- _Records for processing_
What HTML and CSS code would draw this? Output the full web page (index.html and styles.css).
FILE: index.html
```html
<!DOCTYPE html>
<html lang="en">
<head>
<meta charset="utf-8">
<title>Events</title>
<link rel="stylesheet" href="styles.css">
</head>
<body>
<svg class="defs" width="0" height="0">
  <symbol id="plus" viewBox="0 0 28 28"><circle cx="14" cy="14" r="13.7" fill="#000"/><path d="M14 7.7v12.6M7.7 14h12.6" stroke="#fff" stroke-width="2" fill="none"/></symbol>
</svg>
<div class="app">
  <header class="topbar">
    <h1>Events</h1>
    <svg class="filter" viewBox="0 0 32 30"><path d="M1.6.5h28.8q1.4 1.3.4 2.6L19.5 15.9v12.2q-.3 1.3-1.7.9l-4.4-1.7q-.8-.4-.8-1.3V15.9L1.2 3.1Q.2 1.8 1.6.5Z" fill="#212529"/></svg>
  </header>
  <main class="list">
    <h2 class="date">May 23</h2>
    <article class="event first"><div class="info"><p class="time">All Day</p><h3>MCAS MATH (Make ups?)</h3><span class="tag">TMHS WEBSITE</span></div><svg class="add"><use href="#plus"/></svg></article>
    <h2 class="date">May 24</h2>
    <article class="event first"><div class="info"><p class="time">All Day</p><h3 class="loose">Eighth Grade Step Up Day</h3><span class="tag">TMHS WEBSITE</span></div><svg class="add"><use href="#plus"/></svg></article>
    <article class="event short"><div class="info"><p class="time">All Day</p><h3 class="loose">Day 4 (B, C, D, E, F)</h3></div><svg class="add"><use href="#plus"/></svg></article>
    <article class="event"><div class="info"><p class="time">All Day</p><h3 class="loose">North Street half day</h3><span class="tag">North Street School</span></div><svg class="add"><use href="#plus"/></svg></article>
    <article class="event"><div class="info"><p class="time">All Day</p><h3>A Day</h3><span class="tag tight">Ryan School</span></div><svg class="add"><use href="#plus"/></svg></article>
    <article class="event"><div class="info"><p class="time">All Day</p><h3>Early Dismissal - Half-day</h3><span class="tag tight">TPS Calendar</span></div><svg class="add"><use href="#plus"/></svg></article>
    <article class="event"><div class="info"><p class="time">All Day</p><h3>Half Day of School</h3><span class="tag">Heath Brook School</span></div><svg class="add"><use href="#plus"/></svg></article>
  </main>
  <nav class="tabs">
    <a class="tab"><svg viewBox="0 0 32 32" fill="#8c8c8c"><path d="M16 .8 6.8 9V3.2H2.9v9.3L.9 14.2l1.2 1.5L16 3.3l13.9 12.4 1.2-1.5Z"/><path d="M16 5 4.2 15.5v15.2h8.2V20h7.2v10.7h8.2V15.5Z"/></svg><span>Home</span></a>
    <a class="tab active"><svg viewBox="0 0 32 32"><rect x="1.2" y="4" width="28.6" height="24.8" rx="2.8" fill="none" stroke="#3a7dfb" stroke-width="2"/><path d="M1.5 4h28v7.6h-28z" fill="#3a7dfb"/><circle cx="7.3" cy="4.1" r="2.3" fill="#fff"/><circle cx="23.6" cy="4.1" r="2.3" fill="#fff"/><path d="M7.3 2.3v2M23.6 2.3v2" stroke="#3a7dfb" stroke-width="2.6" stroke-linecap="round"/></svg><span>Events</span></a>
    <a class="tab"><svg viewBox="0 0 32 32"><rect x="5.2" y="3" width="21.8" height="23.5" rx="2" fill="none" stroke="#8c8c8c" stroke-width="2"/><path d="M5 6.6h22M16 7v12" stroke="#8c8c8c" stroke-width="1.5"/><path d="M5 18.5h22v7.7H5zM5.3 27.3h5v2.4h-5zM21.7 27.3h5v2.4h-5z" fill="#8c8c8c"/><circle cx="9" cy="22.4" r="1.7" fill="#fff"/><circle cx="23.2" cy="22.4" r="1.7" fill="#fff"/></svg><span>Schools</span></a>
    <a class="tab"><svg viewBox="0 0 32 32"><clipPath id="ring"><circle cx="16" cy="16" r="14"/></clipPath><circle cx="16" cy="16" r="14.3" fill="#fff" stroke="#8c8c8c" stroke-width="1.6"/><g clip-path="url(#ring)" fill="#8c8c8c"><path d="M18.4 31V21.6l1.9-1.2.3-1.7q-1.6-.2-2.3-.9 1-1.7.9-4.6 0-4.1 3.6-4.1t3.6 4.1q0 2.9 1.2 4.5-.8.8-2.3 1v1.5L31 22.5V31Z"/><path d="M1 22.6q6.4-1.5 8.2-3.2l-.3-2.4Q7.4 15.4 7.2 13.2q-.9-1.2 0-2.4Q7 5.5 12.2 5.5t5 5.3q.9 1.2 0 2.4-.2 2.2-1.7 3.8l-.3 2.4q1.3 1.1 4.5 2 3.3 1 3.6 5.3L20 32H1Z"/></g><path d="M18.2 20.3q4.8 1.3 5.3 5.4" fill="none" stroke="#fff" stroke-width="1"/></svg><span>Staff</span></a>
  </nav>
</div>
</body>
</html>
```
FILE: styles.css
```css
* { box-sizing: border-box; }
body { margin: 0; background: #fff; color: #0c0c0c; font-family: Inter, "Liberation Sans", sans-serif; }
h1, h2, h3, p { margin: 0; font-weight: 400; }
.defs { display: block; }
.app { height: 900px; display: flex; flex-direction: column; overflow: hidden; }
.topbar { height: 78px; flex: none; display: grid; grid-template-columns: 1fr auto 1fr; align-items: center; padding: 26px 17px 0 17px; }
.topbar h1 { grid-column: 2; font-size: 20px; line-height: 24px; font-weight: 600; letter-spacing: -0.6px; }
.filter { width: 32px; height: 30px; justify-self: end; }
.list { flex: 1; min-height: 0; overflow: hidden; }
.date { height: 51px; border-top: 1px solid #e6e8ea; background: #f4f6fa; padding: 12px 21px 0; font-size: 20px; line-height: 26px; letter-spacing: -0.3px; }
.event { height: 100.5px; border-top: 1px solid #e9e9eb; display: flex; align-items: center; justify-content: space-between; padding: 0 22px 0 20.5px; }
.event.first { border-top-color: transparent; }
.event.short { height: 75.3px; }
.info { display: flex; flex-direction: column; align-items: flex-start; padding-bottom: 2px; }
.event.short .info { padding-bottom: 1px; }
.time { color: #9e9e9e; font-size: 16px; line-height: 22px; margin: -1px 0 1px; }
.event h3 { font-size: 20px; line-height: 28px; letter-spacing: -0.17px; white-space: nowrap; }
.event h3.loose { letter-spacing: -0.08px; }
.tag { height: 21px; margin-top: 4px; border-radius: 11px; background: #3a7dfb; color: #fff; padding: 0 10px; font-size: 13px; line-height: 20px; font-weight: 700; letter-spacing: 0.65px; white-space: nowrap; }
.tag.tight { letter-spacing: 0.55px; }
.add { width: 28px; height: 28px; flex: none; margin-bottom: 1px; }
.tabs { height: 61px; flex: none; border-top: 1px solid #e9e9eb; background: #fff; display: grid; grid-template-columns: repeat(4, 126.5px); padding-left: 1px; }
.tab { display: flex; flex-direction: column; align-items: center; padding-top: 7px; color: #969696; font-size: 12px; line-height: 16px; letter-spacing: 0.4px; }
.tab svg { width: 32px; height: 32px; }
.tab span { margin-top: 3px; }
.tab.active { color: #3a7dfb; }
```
* * *
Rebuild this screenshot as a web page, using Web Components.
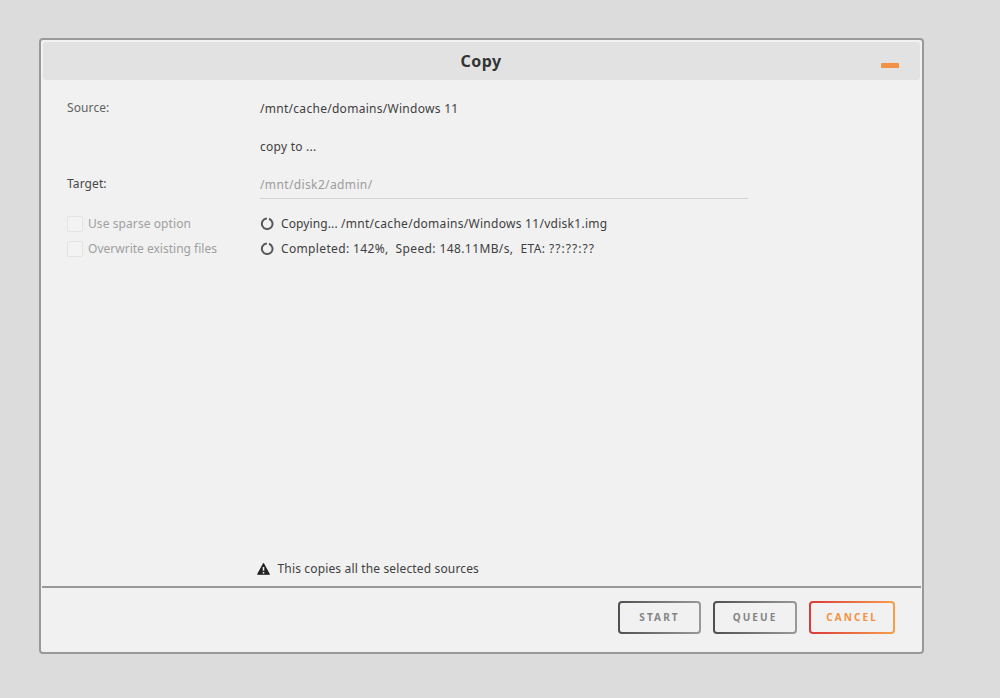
---
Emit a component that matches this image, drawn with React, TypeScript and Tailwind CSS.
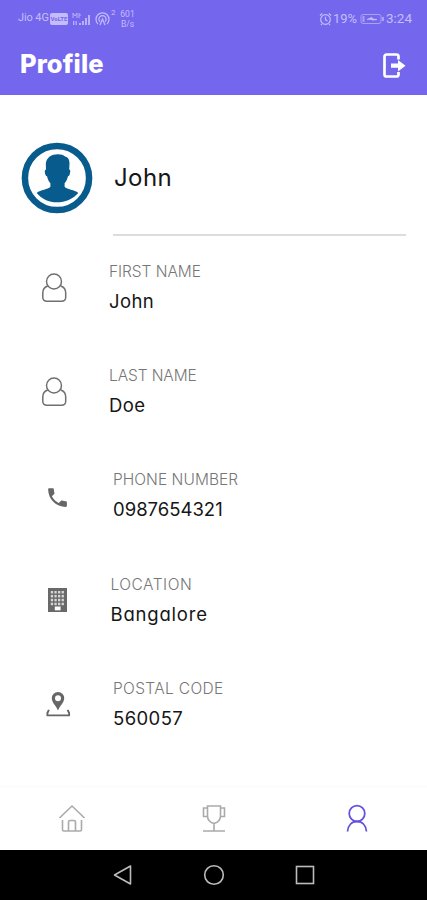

- _Task_
Copy, from the material above, each line in which the string "this" occurs.

- _Solution_
What HTML and CSS code would draw this? Output the full web page (index.html and styles.css).
Rebuild this screenshot as a web page, using Web Components.
Emit a component that matches this image, drawn with React, TypeScript and Tailwind CSS.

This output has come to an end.